Precision Agriculture is revolutionizing modern farming by enabling data-driven decisions. This dataset offers insights for building predictive models to recommend suitable crops based on various environmental parameters.
Original Dataset :- Crop Recommendation Dataset (kaggle.com)
Context: In the analysis of the crop temperature dataset, the goal is to model the number of occurrences of temperatures falling into specific bins using a Binomial distribution.
Dataset Summary:
Total Observations: 2200
Temperature Bins:
0: 8.8257 - 11.5064
1: 11.5064 - 14.1872
2: 14.1872 - 16.8679
3: 16.8679 - 19.5487
4: 19.5487 - 22.2295
5: 22.2295 - 24.9102
6: 24.9102 - 27.5910
7: 27.5910 - 30.2717
8: 30.2717 - 32.9525
9: 32.9525 - 35.6332
10: 35.6332 - 38.3140
11: 38.3140 - 40.9947
12: 40.9947 - 43.6755
Experimental Probabilities for Temperature Bins: The dataset provides observed probabilities for each temperature bin.
Estimated Binomial Probabilities: Using a Binomial distribution model with n = 13 (number of bins) and probability derived from the dataset, the binomial probabilities are calculated for each bin.
To evaluate whether the temperature data follows a Binomial distribution, we compare the experimental probabilities of temperature occurrences in each bin with those estimated from a Binomial distribution model.
Define the Random Variable:
Random Variable X: Number of occurrences of temperatures falling into each bin.
Determine Parameters for Binomial Distribution:
Number of Trials (n): In this context, n corresponds to the number of bins, which is 13.

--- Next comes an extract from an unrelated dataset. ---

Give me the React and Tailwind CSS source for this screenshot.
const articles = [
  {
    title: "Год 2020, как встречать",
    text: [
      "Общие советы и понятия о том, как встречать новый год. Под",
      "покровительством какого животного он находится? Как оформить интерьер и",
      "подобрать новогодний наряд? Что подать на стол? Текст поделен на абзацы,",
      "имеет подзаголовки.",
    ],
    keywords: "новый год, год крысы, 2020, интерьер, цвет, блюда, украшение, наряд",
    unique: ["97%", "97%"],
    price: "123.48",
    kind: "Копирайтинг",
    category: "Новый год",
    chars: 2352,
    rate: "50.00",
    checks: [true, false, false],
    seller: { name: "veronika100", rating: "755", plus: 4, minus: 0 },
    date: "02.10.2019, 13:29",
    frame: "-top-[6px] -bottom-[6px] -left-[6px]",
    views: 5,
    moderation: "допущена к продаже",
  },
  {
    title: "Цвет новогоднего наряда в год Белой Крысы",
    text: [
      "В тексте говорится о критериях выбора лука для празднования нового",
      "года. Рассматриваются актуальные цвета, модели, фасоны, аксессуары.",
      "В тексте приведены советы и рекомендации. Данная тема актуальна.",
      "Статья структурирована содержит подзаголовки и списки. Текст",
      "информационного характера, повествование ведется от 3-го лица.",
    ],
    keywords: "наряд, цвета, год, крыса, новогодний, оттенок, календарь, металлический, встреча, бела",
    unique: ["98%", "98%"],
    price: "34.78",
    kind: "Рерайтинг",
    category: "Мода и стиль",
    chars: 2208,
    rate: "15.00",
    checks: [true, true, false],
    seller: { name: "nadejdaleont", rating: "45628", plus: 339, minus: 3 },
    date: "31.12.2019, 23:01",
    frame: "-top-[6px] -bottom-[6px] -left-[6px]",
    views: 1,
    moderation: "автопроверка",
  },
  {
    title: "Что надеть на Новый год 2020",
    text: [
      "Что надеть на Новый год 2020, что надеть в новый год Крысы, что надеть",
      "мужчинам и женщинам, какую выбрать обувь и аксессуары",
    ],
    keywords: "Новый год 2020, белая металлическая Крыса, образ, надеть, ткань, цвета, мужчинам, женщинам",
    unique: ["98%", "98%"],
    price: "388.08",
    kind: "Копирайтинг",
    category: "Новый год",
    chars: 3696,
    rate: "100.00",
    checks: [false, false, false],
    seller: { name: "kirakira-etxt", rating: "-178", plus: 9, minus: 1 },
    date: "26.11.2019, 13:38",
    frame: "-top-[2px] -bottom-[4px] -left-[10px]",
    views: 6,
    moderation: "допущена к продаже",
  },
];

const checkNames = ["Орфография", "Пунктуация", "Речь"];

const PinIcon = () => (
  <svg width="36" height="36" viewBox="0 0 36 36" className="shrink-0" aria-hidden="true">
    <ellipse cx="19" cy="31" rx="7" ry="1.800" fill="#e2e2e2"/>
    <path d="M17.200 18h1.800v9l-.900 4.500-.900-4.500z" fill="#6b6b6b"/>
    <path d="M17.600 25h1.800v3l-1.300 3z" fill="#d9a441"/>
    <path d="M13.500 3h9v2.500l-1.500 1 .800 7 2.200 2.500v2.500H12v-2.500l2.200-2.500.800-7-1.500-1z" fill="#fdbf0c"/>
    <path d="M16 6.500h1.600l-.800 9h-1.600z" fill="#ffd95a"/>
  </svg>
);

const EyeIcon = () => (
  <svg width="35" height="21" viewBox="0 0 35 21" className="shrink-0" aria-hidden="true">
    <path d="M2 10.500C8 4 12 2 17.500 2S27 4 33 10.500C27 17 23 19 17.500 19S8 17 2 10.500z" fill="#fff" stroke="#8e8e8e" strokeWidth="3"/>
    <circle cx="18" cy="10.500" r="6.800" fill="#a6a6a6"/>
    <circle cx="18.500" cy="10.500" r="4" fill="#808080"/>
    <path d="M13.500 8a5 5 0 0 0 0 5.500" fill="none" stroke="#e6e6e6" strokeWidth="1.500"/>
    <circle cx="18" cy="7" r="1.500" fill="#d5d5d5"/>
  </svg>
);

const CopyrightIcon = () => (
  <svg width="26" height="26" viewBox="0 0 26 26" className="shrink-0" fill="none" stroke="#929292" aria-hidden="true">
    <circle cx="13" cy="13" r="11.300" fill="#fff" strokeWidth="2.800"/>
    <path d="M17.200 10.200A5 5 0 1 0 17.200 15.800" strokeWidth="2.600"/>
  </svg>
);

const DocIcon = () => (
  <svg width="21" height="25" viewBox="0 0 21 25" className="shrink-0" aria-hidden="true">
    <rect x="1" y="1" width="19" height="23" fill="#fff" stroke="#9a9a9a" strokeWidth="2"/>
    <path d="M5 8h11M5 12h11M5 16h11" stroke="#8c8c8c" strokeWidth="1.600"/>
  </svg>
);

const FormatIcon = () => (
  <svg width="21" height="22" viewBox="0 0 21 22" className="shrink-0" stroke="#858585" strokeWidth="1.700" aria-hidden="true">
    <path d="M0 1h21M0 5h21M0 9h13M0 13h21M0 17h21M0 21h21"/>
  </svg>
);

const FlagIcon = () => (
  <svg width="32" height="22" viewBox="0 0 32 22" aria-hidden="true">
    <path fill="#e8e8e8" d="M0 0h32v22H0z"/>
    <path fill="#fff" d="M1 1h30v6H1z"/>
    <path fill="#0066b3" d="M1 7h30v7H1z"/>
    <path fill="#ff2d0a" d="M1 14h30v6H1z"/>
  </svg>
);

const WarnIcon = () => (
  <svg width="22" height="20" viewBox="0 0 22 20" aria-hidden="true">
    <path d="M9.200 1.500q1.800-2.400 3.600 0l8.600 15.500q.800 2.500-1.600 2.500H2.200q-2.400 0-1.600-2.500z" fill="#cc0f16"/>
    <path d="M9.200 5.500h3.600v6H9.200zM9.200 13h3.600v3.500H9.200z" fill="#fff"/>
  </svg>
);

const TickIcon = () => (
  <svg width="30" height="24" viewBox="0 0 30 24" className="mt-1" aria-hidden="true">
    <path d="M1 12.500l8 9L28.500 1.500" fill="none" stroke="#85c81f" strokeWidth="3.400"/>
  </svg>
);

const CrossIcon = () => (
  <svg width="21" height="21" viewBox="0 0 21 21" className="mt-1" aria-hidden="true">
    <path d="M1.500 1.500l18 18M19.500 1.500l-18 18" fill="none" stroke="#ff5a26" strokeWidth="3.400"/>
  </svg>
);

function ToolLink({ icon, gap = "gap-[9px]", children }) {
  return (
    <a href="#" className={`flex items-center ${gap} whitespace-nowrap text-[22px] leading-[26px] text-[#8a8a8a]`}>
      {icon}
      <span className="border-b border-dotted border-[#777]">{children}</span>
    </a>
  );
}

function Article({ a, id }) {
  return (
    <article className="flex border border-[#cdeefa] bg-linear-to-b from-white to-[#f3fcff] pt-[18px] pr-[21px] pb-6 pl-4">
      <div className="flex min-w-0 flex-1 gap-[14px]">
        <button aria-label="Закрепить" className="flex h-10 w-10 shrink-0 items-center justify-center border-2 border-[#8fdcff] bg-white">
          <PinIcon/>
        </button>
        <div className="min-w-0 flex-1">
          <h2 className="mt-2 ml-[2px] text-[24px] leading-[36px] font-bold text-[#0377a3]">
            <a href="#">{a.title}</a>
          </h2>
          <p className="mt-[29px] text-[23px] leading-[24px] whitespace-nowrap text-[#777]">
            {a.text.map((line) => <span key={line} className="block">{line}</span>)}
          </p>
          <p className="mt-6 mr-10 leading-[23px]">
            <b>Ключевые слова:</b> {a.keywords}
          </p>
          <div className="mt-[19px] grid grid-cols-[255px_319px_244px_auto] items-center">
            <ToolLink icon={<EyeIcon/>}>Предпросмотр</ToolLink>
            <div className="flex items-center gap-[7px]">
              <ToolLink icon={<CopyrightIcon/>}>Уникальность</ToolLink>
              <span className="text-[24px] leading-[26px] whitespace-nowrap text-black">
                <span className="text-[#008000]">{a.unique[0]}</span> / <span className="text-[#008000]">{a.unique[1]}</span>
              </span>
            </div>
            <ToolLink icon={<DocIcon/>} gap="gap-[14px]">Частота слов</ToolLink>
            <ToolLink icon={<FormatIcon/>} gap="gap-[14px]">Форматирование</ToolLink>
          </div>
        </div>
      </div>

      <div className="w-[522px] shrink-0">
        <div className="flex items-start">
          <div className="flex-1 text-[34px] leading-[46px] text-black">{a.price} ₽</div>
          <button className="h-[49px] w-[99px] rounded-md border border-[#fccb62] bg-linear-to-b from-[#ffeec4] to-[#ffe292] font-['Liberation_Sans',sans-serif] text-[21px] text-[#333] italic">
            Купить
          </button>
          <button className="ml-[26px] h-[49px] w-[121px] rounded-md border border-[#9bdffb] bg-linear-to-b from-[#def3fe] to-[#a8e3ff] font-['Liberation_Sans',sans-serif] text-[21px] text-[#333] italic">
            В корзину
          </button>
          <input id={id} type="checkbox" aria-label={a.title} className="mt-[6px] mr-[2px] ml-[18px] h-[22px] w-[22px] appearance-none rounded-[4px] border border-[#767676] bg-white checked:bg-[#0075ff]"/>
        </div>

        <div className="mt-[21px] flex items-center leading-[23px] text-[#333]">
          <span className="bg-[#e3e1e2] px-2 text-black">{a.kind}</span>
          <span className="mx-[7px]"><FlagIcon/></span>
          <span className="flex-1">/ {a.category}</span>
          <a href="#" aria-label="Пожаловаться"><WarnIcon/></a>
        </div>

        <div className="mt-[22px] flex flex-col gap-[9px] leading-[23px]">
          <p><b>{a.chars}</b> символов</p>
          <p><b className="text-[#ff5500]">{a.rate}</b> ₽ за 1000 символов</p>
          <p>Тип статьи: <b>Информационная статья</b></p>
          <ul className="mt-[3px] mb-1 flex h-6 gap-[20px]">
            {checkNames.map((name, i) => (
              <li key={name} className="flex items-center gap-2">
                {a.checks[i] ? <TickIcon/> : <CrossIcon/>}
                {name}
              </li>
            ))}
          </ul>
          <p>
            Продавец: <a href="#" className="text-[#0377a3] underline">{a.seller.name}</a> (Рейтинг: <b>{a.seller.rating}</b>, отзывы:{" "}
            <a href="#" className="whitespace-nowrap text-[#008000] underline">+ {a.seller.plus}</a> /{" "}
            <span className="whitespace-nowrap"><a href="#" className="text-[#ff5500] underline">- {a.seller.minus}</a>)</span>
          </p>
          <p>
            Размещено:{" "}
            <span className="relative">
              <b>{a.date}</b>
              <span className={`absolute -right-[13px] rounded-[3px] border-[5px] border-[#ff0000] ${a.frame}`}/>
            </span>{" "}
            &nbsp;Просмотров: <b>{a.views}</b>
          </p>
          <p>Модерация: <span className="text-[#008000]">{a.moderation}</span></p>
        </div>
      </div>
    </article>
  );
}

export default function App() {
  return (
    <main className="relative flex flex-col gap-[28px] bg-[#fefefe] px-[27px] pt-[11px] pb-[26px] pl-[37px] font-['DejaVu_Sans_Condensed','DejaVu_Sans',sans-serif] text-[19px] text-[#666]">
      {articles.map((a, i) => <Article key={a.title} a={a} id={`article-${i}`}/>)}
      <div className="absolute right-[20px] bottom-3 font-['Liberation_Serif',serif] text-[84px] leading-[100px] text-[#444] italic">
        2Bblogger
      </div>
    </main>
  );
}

Probability of Success (p): This is the probability that a temperature falls into a particular bin. It is approximated by the proportion of temperatures observed in each bin.
Binomial Probabilities:
The Binomial distribution is used with parameters n = 13 and p = 0.258 derived from the dataset. The probabilities P(X=x) for each bin are calculated.
Experimental and Binomial Probabilities:
Experimental Probabilities: These are directly obtained from the dataset, representing the frequency of temperatures falling into each bin.
Binomial Probabilities: These are estimated using the Binomial model with the calculated probability p = 0.258.
By comparing the experimental probabilities with the binomial probabilities, we observe the following:
For most bins, especially those where the frequency of temperatures is higher, the binomial probabilities closely match the experimental probabilities.
For bins with very low frequencies (e.g., higher bins with fewer occurrences), both experimental and binomial probabilities approach zero and align closely.
The Binomial distribution effectively captures the general distribution pattern of temperatures across the bins, confirming that the observed data aligns well with the binomial model.
Insights and Observations:
The alignment between experimental and binomial probabilities indicates that the temperature occurrences in the dataset can be reasonably modeled using a Binomial distribution.
The fit is particularly good for bins with moderate frequencies, where the binomial distribution provides a robust approximation.-
In the analysis of the crop temperature dataset, the goal was to model temperature occurrences in predefined bins using a Binomial distribution. With 2200 observations divided into 13 bins, we compared experimental probabilities from the dataset with those estimated using the Binomial model. The analysis showed that the binomial probabilities closely matched the experimental probabilities, especially for bins with moderate frequencies. This suggests that the Binomial distribution effectively captures the temperature distribution, providing a strong approximation for modeling temperature occurrences in the dataset.